GIVEN MATERIAL
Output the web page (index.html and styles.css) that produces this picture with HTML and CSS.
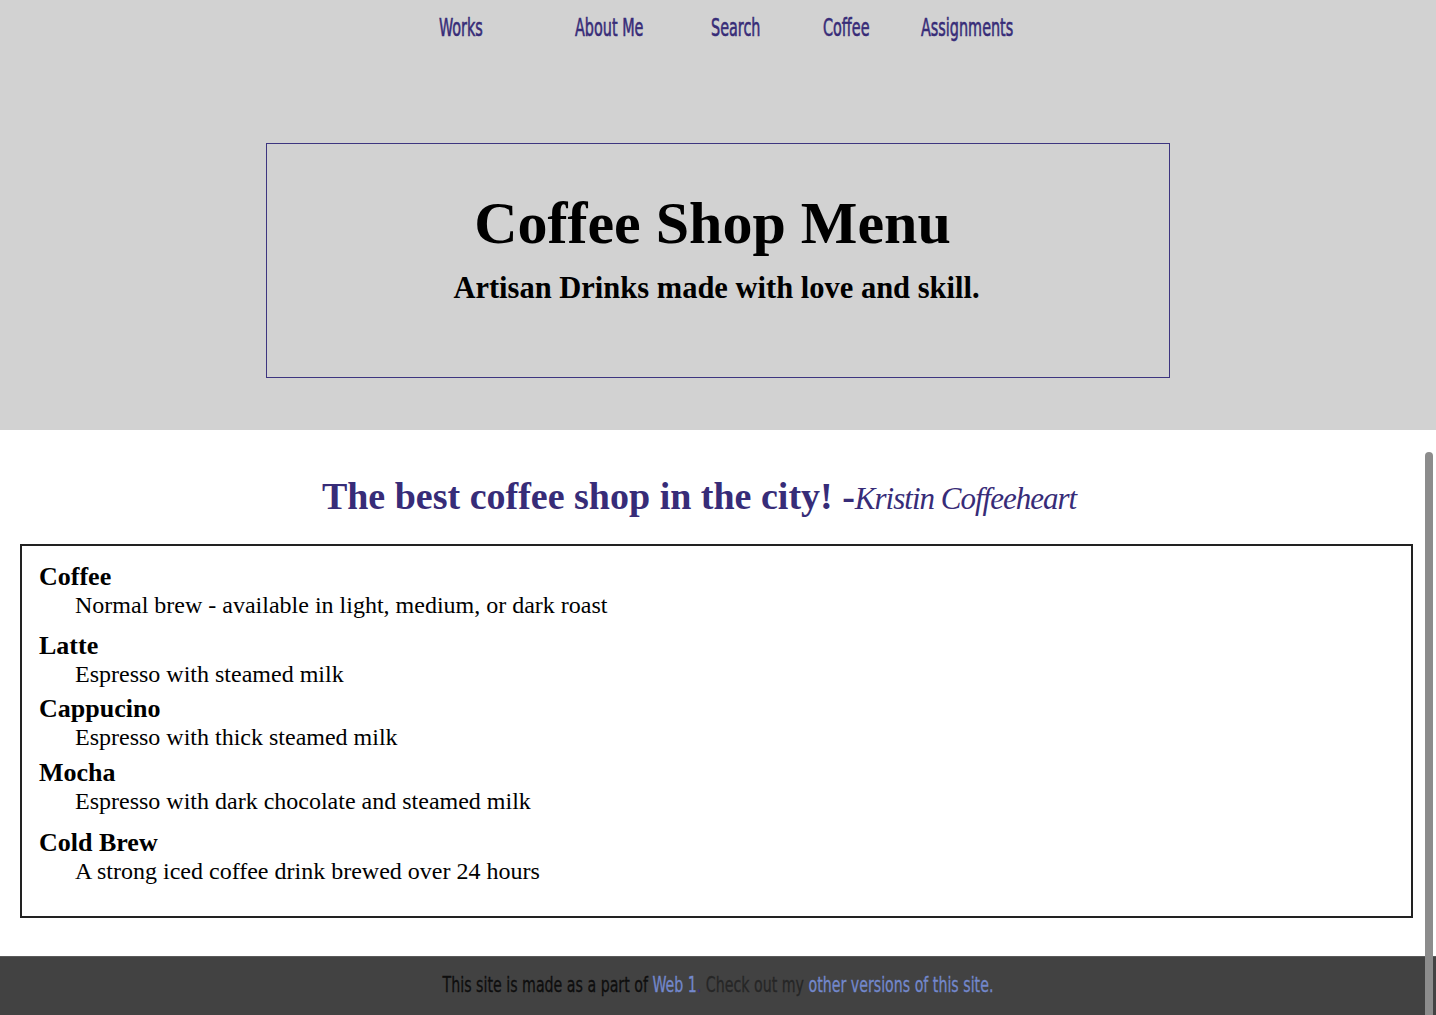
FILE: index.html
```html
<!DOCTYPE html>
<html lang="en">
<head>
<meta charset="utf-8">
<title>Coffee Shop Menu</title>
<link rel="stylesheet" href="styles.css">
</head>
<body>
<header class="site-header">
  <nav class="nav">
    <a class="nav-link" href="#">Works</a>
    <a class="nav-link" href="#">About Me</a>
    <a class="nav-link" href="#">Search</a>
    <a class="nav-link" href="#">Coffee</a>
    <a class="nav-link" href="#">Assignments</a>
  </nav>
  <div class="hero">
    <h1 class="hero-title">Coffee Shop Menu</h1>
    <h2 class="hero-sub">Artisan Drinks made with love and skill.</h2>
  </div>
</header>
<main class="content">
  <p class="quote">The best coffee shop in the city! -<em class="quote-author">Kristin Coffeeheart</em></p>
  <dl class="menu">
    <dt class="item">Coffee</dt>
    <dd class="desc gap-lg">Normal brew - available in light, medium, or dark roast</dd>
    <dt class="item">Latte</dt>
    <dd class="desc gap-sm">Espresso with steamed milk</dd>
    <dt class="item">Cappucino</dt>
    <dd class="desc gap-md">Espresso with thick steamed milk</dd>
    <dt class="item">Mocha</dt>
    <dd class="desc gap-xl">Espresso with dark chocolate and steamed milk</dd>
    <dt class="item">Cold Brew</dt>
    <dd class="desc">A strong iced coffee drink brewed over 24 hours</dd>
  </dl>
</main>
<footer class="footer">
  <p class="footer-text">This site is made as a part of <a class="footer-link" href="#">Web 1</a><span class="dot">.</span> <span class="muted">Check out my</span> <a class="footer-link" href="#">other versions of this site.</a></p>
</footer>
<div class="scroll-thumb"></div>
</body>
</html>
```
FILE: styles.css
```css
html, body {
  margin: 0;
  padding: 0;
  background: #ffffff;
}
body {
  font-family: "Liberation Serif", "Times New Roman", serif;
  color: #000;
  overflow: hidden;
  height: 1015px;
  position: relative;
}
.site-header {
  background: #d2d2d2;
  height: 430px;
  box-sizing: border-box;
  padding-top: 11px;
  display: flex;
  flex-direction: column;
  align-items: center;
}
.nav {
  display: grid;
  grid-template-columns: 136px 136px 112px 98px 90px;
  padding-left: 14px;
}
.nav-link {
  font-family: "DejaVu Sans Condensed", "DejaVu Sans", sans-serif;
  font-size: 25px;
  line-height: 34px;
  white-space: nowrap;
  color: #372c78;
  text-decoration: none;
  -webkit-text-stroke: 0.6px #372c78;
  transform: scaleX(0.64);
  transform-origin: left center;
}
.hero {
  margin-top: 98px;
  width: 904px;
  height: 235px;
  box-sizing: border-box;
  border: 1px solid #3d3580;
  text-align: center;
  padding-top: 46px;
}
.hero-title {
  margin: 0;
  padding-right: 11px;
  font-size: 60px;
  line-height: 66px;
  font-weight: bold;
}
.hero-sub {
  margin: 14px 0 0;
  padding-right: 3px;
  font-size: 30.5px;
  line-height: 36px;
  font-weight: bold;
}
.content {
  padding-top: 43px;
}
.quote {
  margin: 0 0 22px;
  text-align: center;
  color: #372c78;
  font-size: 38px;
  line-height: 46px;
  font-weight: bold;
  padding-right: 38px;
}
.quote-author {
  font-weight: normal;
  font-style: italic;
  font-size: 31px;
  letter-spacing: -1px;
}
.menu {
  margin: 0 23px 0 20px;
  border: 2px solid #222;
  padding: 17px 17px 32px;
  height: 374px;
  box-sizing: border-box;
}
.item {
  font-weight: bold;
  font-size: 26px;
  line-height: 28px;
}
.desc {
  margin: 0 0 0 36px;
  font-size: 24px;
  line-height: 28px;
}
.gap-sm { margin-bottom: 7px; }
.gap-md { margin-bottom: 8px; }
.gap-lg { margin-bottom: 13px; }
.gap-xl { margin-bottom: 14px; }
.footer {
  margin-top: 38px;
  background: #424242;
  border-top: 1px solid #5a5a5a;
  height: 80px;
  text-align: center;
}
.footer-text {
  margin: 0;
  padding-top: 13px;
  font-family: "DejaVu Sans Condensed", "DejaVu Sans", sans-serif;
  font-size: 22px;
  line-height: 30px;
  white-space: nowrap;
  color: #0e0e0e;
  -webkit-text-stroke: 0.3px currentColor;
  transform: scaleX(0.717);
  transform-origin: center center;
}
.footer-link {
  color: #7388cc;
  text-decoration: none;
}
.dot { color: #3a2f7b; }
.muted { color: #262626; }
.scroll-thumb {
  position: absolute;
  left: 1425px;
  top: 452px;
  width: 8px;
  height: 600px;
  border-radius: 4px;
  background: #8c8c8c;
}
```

TASK REQUIREMENTS
Reproduce all of the data exactly; the pictures do not belong in the copy.

EXPECTED ANSWER
Output the web page (index.html and styles.css) that produces this picture with HTML and CSS.
FILE: index.html
```html
<!DOCTYPE html>
<html lang="en">
<head>
<meta charset="utf-8">
<title>Coffee Shop Menu</title>
<link rel="stylesheet" href="styles.css">
</head>
<body>
<header class="site-header">
  <nav class="nav">
    <a class="nav-link" href="#">Works</a>
    <a class="nav-link" href="#">About Me</a>
    <a class="nav-link" href="#">Search</a>
    <a class="nav-link" href="#">Coffee</a>
    <a class="nav-link" href="#">Assignments</a>
  </nav>
  <div class="hero">
    <h1 class="hero-title">Coffee Shop Menu</h1>
    <h2 class="hero-sub">Artisan Drinks made with love and skill.</h2>
  </div>
</header>
<main class="content">
  <p class="quote">The best coffee shop in the city! -<em class="quote-author">Kristin Coffeeheart</em></p>
  <dl class="menu">
    <dt class="item">Coffee</dt>
    <dd class="desc gap-lg">Normal brew - available in light, medium, or dark roast</dd>
    <dt class="item">Latte</dt>
    <dd class="desc gap-sm">Espresso with steamed milk</dd>
    <dt class="item">Cappucino</dt>
    <dd class="desc gap-md">Espresso with thick steamed milk</dd>
    <dt class="item">Mocha</dt>
    <dd class="desc gap-xl">Espresso with dark chocolate and steamed milk</dd>
    <dt class="item">Cold Brew</dt>
    <dd class="desc">A strong iced coffee drink brewed over 24 hours</dd>
  </dl>
</main>
<footer class="footer">
  <p class="footer-text">This site is made as a part of <a class="footer-link" href="#">Web 1</a><span class="dot">.</span> <span class="muted">Check out my</span> <a class="footer-link" href="#">other versions of this site.</a></p>
</footer>
<div class="scroll-thumb"></div>
</body>
</html>
```
FILE: styles.css
```css
html, body {
  margin: 0;
  padding: 0;
  background: #ffffff;
}
body {
  font-family: "Liberation Serif", "Times New Roman", serif;
  color: #000;
  overflow: hidden;
  height: 1015px;
  position: relative;
}
.site-header {
  background: #d2d2d2;
  height: 430px;
  box-sizing: border-box;
  padding-top: 11px;
  display: flex;
  flex-direction: column;
  align-items: center;
}
.nav {
  display: grid;
  grid-template-columns: 136px 136px 112px 98px 90px;
  padding-left: 14px;
}
.nav-link {
  font-family: "DejaVu Sans Condensed", "DejaVu Sans", sans-serif;
  font-size: 25px;
  line-height: 34px;
  white-space: nowrap;
  color: #372c78;
  text-decoration: none;
  -webkit-text-stroke: 0.6px #372c78;
  transform: scaleX(0.64);
  transform-origin: left center;
}
.hero {
  margin-top: 98px;
  width: 904px;
  height: 235px;
  box-sizing: border-box;
  border: 1px solid #3d3580;
  text-align: center;
  padding-top: 46px;
}
.hero-title {
  margin: 0;
  padding-right: 11px;
  font-size: 60px;
  line-height: 66px;
  font-weight: bold;
}
.hero-sub {
  margin: 14px 0 0;
  padding-right: 3px;
  font-size: 30.5px;
  line-height: 36px;
  font-weight: bold;
}
.content {
  padding-top: 43px;
}
.quote {
  margin: 0 0 22px;
  text-align: center;
  color: #372c78;
  font-size: 38px;
  line-height: 46px;
  font-weight: bold;
  padding-right: 38px;
}
.quote-author {
  font-weight: normal;
  font-style: italic;
  font-size: 31px;
  letter-spacing: -1px;
}
.menu {
  margin: 0 23px 0 20px;
  border: 2px solid #222;
  padding: 17px 17px 32px;
  height: 374px;
  box-sizing: border-box;
}
.item {
  font-weight: bold;
  font-size: 26px;
  line-height: 28px;
}
.desc {
  margin: 0 0 0 36px;
  font-size: 24px;
  line-height: 28px;
}
.gap-sm { margin-bottom: 7px; }
.gap-md { margin-bottom: 8px; }
.gap-lg { margin-bottom: 13px; }
.gap-xl { margin-bottom: 14px; }
.footer {
  margin-top: 38px;
  background: #424242;
  border-top: 1px solid #5a5a5a;
  height: 80px;
  text-align: center;
}
.footer-text {
  margin: 0;
  padding-top: 13px;
  font-family: "DejaVu Sans Condensed", "DejaVu Sans", sans-serif;
  font-size: 22px;
  line-height: 30px;
  white-space: nowrap;
  color: #0e0e0e;
  -webkit-text-stroke: 0.3px currentColor;
  transform: scaleX(0.717);
  transform-origin: center center;
}
.footer-link {
  color: #7388cc;
  text-decoration: none;
}
.dot { color: #3a2f7b; }
.muted { color: #262626; }
.scroll-thumb {
  position: absolute;
  left: 1425px;
  top: 452px;
  width: 8px;
  height: 600px;
  border-radius: 4px;
  background: #8c8c8c;
}
```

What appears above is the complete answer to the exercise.